#### Set problem
Find every line with the word "index". Copy those lines.

####################

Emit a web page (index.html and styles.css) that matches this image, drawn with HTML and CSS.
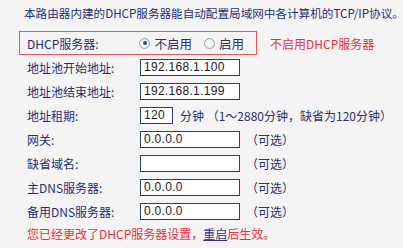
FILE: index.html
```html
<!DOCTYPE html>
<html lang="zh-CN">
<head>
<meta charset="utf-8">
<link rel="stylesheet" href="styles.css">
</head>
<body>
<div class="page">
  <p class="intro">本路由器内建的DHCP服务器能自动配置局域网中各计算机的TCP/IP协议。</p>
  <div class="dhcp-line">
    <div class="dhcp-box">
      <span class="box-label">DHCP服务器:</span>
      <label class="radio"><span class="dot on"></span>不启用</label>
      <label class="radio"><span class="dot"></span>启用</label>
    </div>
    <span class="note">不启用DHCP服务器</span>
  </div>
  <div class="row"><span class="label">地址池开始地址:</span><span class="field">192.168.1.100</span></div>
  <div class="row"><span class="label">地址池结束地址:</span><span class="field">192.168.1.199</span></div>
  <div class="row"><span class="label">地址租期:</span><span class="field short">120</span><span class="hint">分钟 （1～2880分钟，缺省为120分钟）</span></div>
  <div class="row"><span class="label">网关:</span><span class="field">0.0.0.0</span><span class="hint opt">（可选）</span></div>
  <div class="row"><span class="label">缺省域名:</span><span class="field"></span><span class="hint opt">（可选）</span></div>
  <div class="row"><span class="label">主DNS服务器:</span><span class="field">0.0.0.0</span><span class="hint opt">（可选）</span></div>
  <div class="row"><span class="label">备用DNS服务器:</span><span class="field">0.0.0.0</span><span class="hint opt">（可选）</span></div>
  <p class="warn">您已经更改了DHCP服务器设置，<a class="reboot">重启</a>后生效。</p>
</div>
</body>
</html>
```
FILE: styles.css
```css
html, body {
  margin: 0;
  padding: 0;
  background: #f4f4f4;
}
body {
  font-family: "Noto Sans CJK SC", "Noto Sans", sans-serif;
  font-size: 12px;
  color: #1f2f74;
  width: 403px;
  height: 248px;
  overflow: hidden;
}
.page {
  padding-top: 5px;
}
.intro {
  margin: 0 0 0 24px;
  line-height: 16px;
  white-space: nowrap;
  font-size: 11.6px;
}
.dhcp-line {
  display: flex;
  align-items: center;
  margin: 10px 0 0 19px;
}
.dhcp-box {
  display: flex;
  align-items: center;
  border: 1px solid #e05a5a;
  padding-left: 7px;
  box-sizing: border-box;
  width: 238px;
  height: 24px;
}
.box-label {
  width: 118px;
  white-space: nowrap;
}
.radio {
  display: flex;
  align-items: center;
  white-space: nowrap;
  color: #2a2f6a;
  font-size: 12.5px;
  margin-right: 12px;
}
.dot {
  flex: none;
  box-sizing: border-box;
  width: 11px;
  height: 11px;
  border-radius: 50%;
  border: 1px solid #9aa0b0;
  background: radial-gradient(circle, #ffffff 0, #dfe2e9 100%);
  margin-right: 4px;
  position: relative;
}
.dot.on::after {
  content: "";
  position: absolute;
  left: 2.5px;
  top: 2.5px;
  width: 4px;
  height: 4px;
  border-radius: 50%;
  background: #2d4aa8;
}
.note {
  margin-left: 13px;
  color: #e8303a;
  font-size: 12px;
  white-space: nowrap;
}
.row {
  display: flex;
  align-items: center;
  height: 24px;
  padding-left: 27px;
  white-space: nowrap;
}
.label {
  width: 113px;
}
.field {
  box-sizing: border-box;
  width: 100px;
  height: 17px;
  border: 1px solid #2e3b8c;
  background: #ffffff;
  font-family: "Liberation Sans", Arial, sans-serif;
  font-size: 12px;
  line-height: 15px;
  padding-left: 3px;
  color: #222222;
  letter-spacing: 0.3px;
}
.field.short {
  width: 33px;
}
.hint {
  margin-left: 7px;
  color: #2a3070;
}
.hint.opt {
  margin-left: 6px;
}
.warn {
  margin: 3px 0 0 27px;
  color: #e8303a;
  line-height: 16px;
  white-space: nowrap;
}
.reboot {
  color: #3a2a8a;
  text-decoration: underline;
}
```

####################

#### Problem solution
Emit a web page (index.html and styles.css) that matches this image, drawn with HTML and CSS.
FILE: index.html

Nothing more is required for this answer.